Only one who has undergone pain and witnessed it first hand could have written this moving account of how the Kashmir Valley forced the Pandits to flee — and then sowed the seeds of fiction that Governor Jagmohan authored the exodus so that he could ‘take care’ of the Muslims.

And since in secular India it is a political sin to say anything negative about Muslims and Islam, the fiction gained currency. Even the Indian media was largely apathetic to the suffering of the Pandits. The Indian state would be accused of brutalising the Valley’s Muslim people but what was ignored was ‘that the same people also victimised another people’.

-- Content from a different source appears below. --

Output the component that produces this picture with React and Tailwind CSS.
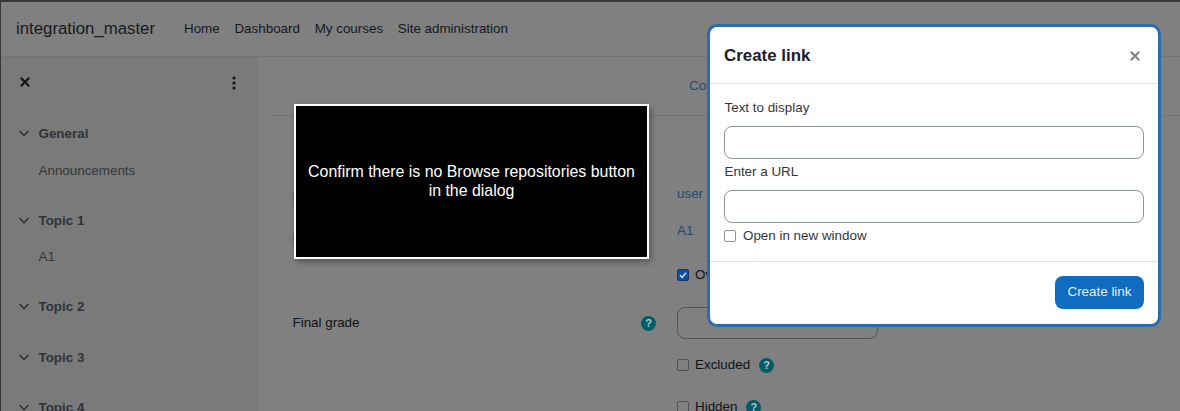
import React from "react";

const Chevron = () => (
  <svg width="12" height="12" viewBox="0 0 12 12" fill="none" className="shrink-0">
    <path d="M1.5 3 6 7.5 10.5 3" stroke="#33383d" strokeWidth="1.6" />
  </svg>
);

const Help = () => (
  <span className="inline-flex w-[15px] h-[15px] rounded-full bg-[#005c66] text-[#b5c9cc] text-[11px] font-bold leading-none items-center justify-center shrink-0">?</span>
);

function Topic({ title, item, className }) {
  return (
    <div className={className}>
      <div className="flex items-center h-[20px]">
        <span className="w-[12px] ml-[17px] mr-[8.5px] flex"><Chevron /></span>
        <span className="text-[13.4px] font-bold text-[#2f3338]">{title}</span>
      </div>
      {item && <div className="ml-[37.5px] mt-[17px] h-[20px] leading-[20px] text-[13.4px] text-[#33373b]">{item}</div>}
    </div>
  );
}

export default function App() {
  return (
    <div className="relative w-[1180px] h-[411px] overflow-hidden bg-[#808080] text-[13.4px] text-[#101214] font-['Liberation_Sans',Arial,sans-serif] border-l border-t-2 border-[#3a3538]">
      <header className="h-[55px] flex items-center border-b border-[#737373]">
        <span className="ml-[15px] text-[16.8px] text-[#17191c]">integration_master</span>
        <nav className="ml-[29px] flex gap-[14.7px] text-[13.4px] text-[#15181b]">
          <span>Home</span>
          <span>Dashboard</span>
          <span>My courses</span>
          <span>Site administration</span>
        </nav>
      </header>

      <div className="flex h-[354px]">
        <aside className="w-[257px] bg-[#7a7a7a] shrink-0 overflow-hidden">
          <div className="flex items-center justify-between h-[50px] pl-[19px] pr-[22px]">
            <svg width="10" height="10" viewBox="0 0 10 10"><path d="M.8.8l8.4 8.4m0-8.4L.8 9.2" stroke="#101214" strokeWidth="2" /></svg>
            <svg width="4" height="14" viewBox="0 0 4 14" className="mt-[2px]"><circle cx="2" cy="2" r="1.6" fill="#101214" /><circle cx="2" cy="7" r="1.6" fill="#101214" /><circle cx="2" cy="12" r="1.6" fill="#101214" /></svg>
          </div>
          <Topic title="General" item="Announcements" className="mt-[17px]" />
          <Topic title="Topic 1" className="mt-[30px]" />
          <div className="ml-[37.5px] mt-[16px] h-[20px] leading-[20px] text-[#33373b]">A1</div>
          <Topic title="Topic 2" className="mt-[30px]" />
          <Topic title="Topic 3" className="mt-[31px]" />
          <Topic title="Topic 4" className="mt-[30px]" />
        </aside>

        <main className="flex-1 min-w-0 pl-[14px]">
          <div className="h-[59px] border-b border-[#737373] pl-[417px] pt-[19px] leading-[20px] text-[#1d4a75]">Course</div>
          <div className="relative">
            <div className="flex h-[87px]">
              <div className="w-[405px] pt-[76px] pl-[21px]"><span className="block w-[2px] h-[9px] bg-[#6f6350]" /></div>
              <div className="pt-[68px] text-[#1d4a75]">user competency</div>
            </div>
            <div className="flex h-[38px]">
              <div className="w-[405px] pt-[31px] pl-[21px]"><span className="block w-[2px] h-[8px] bg-[#6f6350]" /></div>
              <div className="pt-[18px] text-[#1d4a75]">A1</div>
            </div>
            <div className="ml-[405px] mt-[24px] h-[20px] flex items-center gap-[6px]">
              <span className="w-[12px] h-[12px] rounded-[2px] bg-[#0b4f9e] border border-[#1a3560] flex items-center justify-center">
                <svg width="10" height="10" viewBox="0 0 10 10"><path d="M2 5.2l2.2 2.2L8 2.8" stroke="#d5dde8" strokeWidth="1.6" fill="none" /></svg>
              </span>
              <span>Overall</span>
            </div>
            <div className="flex mt-[22px] h-[32px]">
              <div className="w-[385px] pl-[20.5px] pr-[1px] flex items-center justify-between">
                <span>Final grade</span>
                <Help />
              </div>
              <div className="ml-[20px] w-[201px] h-[32px] rounded-[8px] border border-[#4e5256]" />
            </div>
            <div className="ml-[405px] mt-[16px] h-[20px] flex items-center">
              <span className="w-[12px] h-[12px] rounded-[2px] border border-[#4e5256]" />
              <span className="ml-[6px]">Excluded</span>
              <span className="ml-[9px] flex"><Help /></span>
            </div>
            <div className="ml-[405px] mt-[22px] h-[20px] flex items-center">
              <span className="w-[12px] h-[12px] rounded-[2px] border border-[#4e5256]" />
              <span className="ml-[6px]">Hidden</span>
              <span className="ml-[9px] flex"><Help /></span>
            </div>
          </div>
        </main>
      </div>

      {/* Tour step callout */}
      <div className="absolute left-[293px] top-[102px] w-[355px] h-[155px] bg-black border-2 border-white shadow-[2px_3px_6px_rgba(0,0,0,0.35)] flex items-center justify-center text-center text-white text-[15.9px] leading-[19px] px-[8px] pb-[1px]">
        Confirm there is no Browse repositories button in the dialog
      </div>

      {/* Modal */}
      <div className="absolute left-[706px] top-[22px] w-[454px] h-[303px] bg-white border-[3px] border-[#2a6cad] rounded-[10px] flex flex-col text-[13.4px] text-[#33373b]">
        <div className="h-[57px] flex items-center justify-between pl-[14px] pr-[18px] pt-[1px] border-b border-[#dee2e6] shrink-0">
          <span className="text-[16.9px] font-bold text-[#1d2125]">Create link</span>
          <svg width="10" height="10" viewBox="0 0 10 10"><path d="M.8.8l8.4 8.4m0-8.4L.8 9.2" stroke="#808080" strokeWidth="2" /></svg>
        </div>
        <div className="flex-1 px-[14px] pt-[14px]">
          <div className="h-[20px] leading-[20px] pl-[0.5px]">Text to display</div>
          <div className="mt-[8px] h-[33px] rounded-[8px] border border-[#8f959e]" />
          <div className="mt-[3px] h-[20px] leading-[20px] pl-[0.5px]">Enter a URL</div>
          <div className="mt-[8px] h-[33px] rounded-[8px] border border-[#8f959e]" />
          <div className="mt-[3px] h-[20px] flex items-center">
            <span className="w-[12px] h-[12px] rounded-[2px] border border-[#8f959e]" />
            <span className="ml-[7px]">Open in new window</span>
          </div>
        </div>
        <div className="h-[63px] border-t border-[#dee2e6] flex items-center justify-end pr-[14px] pb-[2px] shrink-0">
          <button className="w-[89px] h-[33px] rounded-[8px] bg-[#0f6cbf] text-[#e4eef7] text-[13.4px]">Create link</button>
        </div>
      </div>
    </div>
  );
}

This is the story that Rahul Pandita, born in Kashmir Valley and forced to quit Srinagar during the troubled 1990s, exposes with an evident sincerity, with a tortured heart but one which hasn’t bid goodbye to human values. Unlike many from his community, he has no hatred for Kashmiri Muslims, not even to those who grabbed his ancestral house (after it had been ravaged by Islamists) and quietly made it their own.

This is a powerful story, one that can’t be ignored even as the Pakistan-backed separatist movement rages on, turning large parts of what was once a Sufi land into an Islamist hub. This is as much a personal account as it is a surgery of the politics of hatred whose face is the drive for the so-called ‘azadi’.

Unlike those who would want to sweep the ugly truth under a (Kashmiri) carpet, Rahul is not shy; he tells you how ordinary Kashmir Muslims too, at times, assisted thugs mouthing ‘azadi’ slogans to kill fellow Kashmiris in cold blood, only because they belonged to another religion.

The author and his family, like innumerable Pandits, were forced to live as refugees in Jammu before finally settling down in Delhi, changing houses as many as 22 times. ‘I have reduced my life to names and numbers, I have memorised the names of every Pandit killed during those dark days, and the circumstances in which he or she was killed. I have memorised the number of people killed in each district.’

If you need to understand the Kashmir story, this book cannot be ignored. It is powerful, painful — and revealing.